Start at the line holding "Output the component", stop at the line holding "const tabs = ['财经动态', '公司公告', '最新要闻', '投资互动', '招标公示', '价格指数']", and repeat those lines exactly, both ends included; skip the pictures.

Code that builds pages
------------------------------
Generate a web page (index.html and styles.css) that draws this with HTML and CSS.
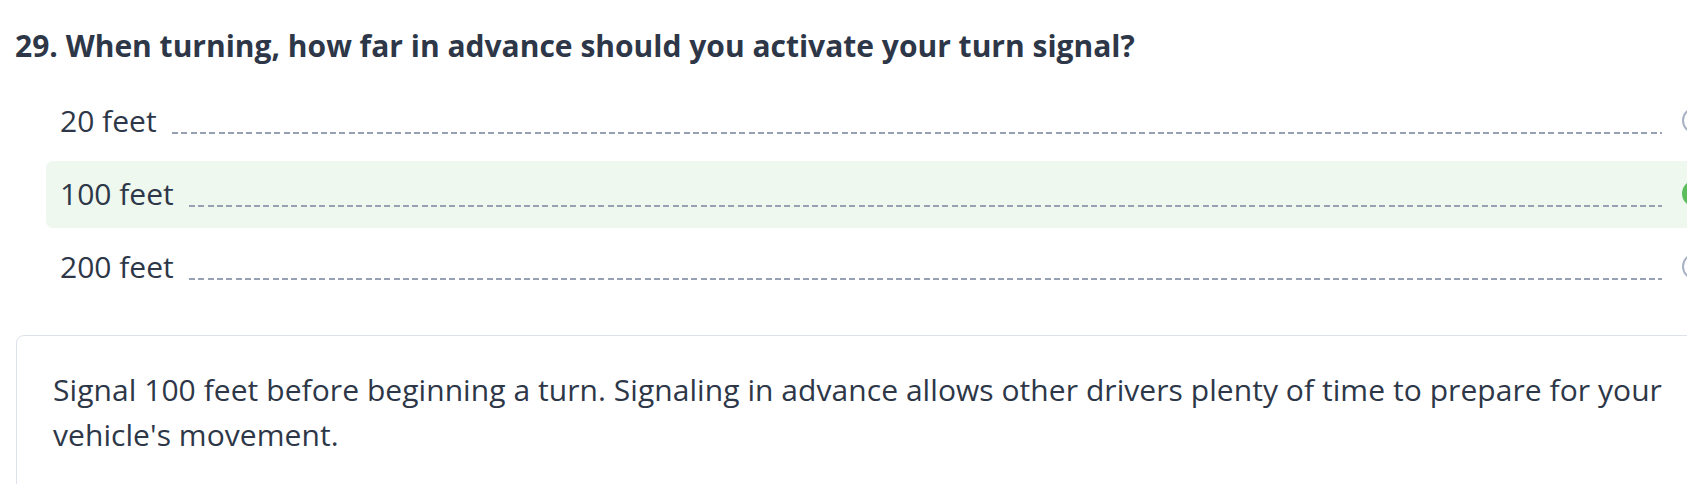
FILE: index.html
```html
<!DOCTYPE html>
<html lang="en">
<head>
<meta charset="utf-8">
<title>Question 29</title>
<link rel="stylesheet" href="styles.css">
</head>
<body>
<div class="page">
  <h1 class="question">29. When turning, how far in advance should you activate your turn signal?</h1>
  <ul class="options">
    <li class="option">
      <span class="label">20 feet</span>
      <span class="leader"></span>
      <span class="radio"></span>
    </li>
    <li class="option option-correct">
      <span class="label">100 feet</span>
      <span class="leader"></span>
      <span class="radio radio-checked"></span>
    </li>
    <li class="option">
      <span class="label">200 feet</span>
      <span class="leader"></span>
      <span class="radio"></span>
    </li>
  </ul>
  <div class="explanation">
    <p>Signal 100 feet before beginning a turn. Signaling in advance allows other drivers plenty of time to prepare for your vehicle's movement.</p>
  </div>
</div>
</body>
</html>
```
FILE: styles.css
```css
html, body {
  margin: 0;
  padding: 0;
  background: #ffffff;
  overflow: hidden;
}

body {
  font-family: "Open Sans", "Noto Sans", "Liberation Sans", sans-serif;
  color: #2d3748;
}

.page {
  width: 1705px;
  padding: 28px 0 0 15px;
}

.question {
  margin: 0;
  font-size: 30px;
  line-height: 36px;
  font-weight: 700;
  color: #2d3748;
}

.options {
  list-style: none;
  margin: 24px 0 0 31px;
  padding: 0;
  display: flex;
  flex-direction: column;
  gap: 6px;
}

.option {
  height: 67px;
  box-sizing: border-box;
  display: flex;
  align-items: center;
  padding: 0 11px 0 14px;
  border-radius: 7px;
}

.option-correct {
  background: #eef8ef;
}

.label {
  font-size: 30px;
  line-height: 36px;
  margin-bottom: 2px;
  white-space: nowrap;
}

.leader {
  flex: 1;
  height: 2px;
  margin: 22px 20px 0 15px;
  background: repeating-linear-gradient(to right, #97a1b3 0 6px, transparent 6px 9.3px);
}

.radio {
  width: 27px;
  height: 27px;
  box-sizing: border-box;
  border: 2px solid #a9b2c4;
  border-radius: 50%;
  flex: none;
  margin-bottom: 3px;
}

.radio-checked {
  border-color: #5cbd5c;
  background: #5cbd5c;
}

.explanation {
  margin: 34px 0 0 1px;
  border: 1px solid #dde2ec;
  border-radius: 8px;
  padding: 31px 36px 40px 36px;
}

.explanation p {
  margin: 0;
  font-size: 30px;
  line-height: 45px;
  letter-spacing: 0.06px;
}
```
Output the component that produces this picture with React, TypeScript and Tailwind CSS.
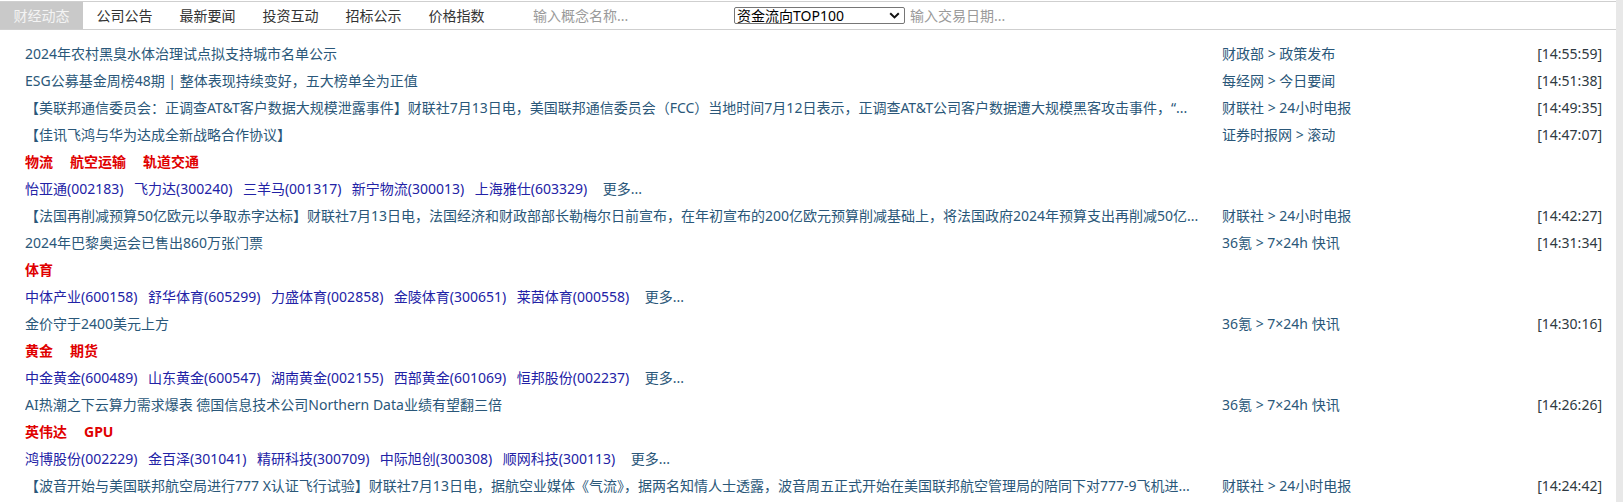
import React from 'react'

type NewsRow = { kind: 'news'; title: string; source: string; time: string }
type TagRow = { kind: 'tags'; tags: string[] }
type StockRow = { kind: 'stocks'; stocks: string[] }
type Row = NewsRow | TagRow | StockRow

const tabs = ['财经动态', '公司公告', '最新要闻', '投资互动', '招标公示', '价格指数']

const rows: Row[] = [
  { kind: 'news', title: '2024年农村黑臭水体治理试点拟支持城市名单公示', source: '财政部 > 政策发布', time: '[14:55:59]' },
  { kind: 'news', title: 'ESG公募基金周榜48期 | 整体表现持续变好，五大榜单全为正值', source: '每经网 > 今日要闻', time: '[14:51:38]' },
  {
    kind: 'news',
    title:
      '【美联邦通信委员会：正调查AT&T客户数据大规模泄露事件】财联社7月13日电，美国联邦通信委员会（FCC）当地时间7月12日表示，正调查AT&T公司客户数据遭大规模黑客攻击事件，“...',
    source: '财联社 > 24小时电报',
    time: '[14:49:35]',
  },
  { kind: 'news', title: '【佳讯飞鸿与华为达成全新战略合作协议】', source: '证券时报网 > 滚动', time: '[14:47:07]' },
  { kind: 'tags', tags: ['物流', '航空运输', '轨道交通'] },
  { kind: 'stocks', stocks: ['怡亚通(002183)', '飞力达(300240)', '三羊马(001317)', '新宁物流(300013)', '上海雅仕(603329)'] },
  {
    kind: 'news',
    title:
      '【法国再削减预算50亿欧元以争取赤字达标】财联社7月13日电，法国经济和财政部部长勒梅尔日前宣布，在年初宣布的200亿欧元预算削减基础上，将法国政府2024年预算支出再削减50亿...',
    source: '财联社 > 24小时电报',
    time: '[14:42:27]',
  },
  { kind: 'news', title: '2024年巴黎奥运会已售出860万张门票', source: '36氪 > 7×24h 快讯', time: '[14:31:34]' },
  { kind: 'tags', tags: ['体育'] },
  { kind: 'stocks', stocks: ['中体产业(600158)', '舒华体育(605299)', '力盛体育(002858)', '金陵体育(300651)', '莱茵体育(000558)'] },
  { kind: 'news', title: '金价守于2400美元上方', source: '36氪 > 7×24h 快讯', time: '[14:30:16]' },
  { kind: 'tags', tags: ['黄金', '期货'] },
  { kind: 'stocks', stocks: ['中金黄金(600489)', '山东黄金(600547)', '湖南黄金(002155)', '西部黄金(601069)', '恒邦股份(002237)'] },
  { kind: 'news', title: 'AI热潮之下云算力需求爆表 德国信息技术公司Northern Data业绩有望翻三倍', source: '36氪 > 7×24h 快讯', time: '[14:26:26]' },
  { kind: 'tags', tags: ['英伟达', 'GPU'] },
  { kind: 'stocks', stocks: ['鸿博股份(002229)', '金百泽(301041)', '精研科技(300709)', '中际旭创(300308)', '顺网科技(300113)'] },
  {
    kind: 'news',
    title:
      '【波音开始与美国联邦航空局进行777 X认证飞行试验】财联社7月13日电，据航空业媒体《气流》，据两名知情人士透露，波音周五正式开始在美国联邦航空管理局的陪同下对777-9飞机进...',
    source: '财联社 > 24小时电报',
    time: '[14:24:42]',
  },
]

function ListRow({ row }: { row: Row }) {
  if (row.kind === 'tags') {
    return (
      <div className="flex h-[27px] items-center gap-[17px] font-bold text-[#e00000]">
        {row.tags.map((t) => (
          <span key={t}>{t}</span>
        ))}
      </div>
    )
  }
  if (row.kind === 'stocks') {
    return (
      <div className="flex h-[27px] items-center">
        {row.stocks.map((s) => (
          <a key={s} className="mr-[10.5px] cursor-pointer text-[#2222a6]">
            {s}
          </a>
        ))}
        <a className="ml-[5px] cursor-pointer text-[#2a5779]">更多...</a>
      </div>
    )
  }
  return (
    <div className="flex h-[27px] items-center">
      <div className="w-[1185px] shrink-0 truncate whitespace-nowrap text-[#2a5779]">{row.title}</div>
      <div className="ml-[12px] flex-1 whitespace-nowrap text-[#2a5779]">{row.source}</div>
      <div className="shrink-0 whitespace-nowrap text-right text-[#2f3a42]">{row.time}</div>
    </div>
  )
}

export default function App() {
  return (
    <div
      className="flex h-[502px] w-full overflow-hidden bg-white text-[14px] leading-[27px]"
      style={{ fontFamily: '"Noto Sans", "Noto Sans CJK SC", sans-serif' }}
    >
      <div className="flex min-w-0 flex-1 flex-col pt-[1px]">
        <div className="flex h-[29px] items-stretch border-y border-[#cfcfcf]">
          {tabs.map((t, i) => (
            <div
              key={t}
              className={
                i === 0
                  ? 'flex w-[83px] items-center justify-center bg-[#c9c9c9] text-[#f4f4f4]'
                  : 'flex w-[83px] items-center justify-center text-[#333333]'
              }
            >
              {t}
            </div>
          ))}
          <input
            className="ml-[22px] w-[200px] bg-transparent pl-[13px] text-[14px] text-[#333] outline-none placeholder:text-[#9a9a9a]"
            placeholder="输入概念名称..."
          />
          <div className="ml-[14px] flex items-center">
            <div className="flex h-[17px] w-[171px] cursor-default items-center justify-between overflow-hidden rounded-[2px] border border-[#767676] bg-white pl-[2px] pr-[4px] text-[14px] leading-[15px] text-black">
              <span>资金流向TOP100</span>
              <svg width="11" height="7" viewBox="0 0 11 7" fill="none">
                <path d="M1.2 1.2 L5.5 5.4 L9.8 1.2" stroke="#111" strokeWidth="2" />
              </svg>
            </div>
          </div>
          <input
            className="w-[200px] bg-transparent pl-[5px] text-[14px] text-[#333] outline-none placeholder:text-[#9a9a9a]"
            placeholder="输入交易日期..."
          />
        </div>
        <div className="flex flex-col pt-[10px] pl-[25px] pr-[14px]">
          {rows.map((r, i) => (
            <ListRow key={i} row={r} />
          ))}
        </div>
      </div>
      <div className="w-[7px] shrink-0 bg-[#e8e8e8]" />
    </div>
  )
}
------------------------------
Result for this task
Output the component that produces this picture with React, TypeScript and Tailwind CSS.
import React from 'react'

type NewsRow = { kind: 'news'; title: string; source: string; time: string }
type TagRow = { kind: 'tags'; tags: string[] }
type StockRow = { kind: 'stocks'; stocks: string[] }
type Row = NewsRow | TagRow | StockRow

const tabs = ['财经动态', '公司公告', '最新要闻', '投资互动', '招标公示', '价格指数']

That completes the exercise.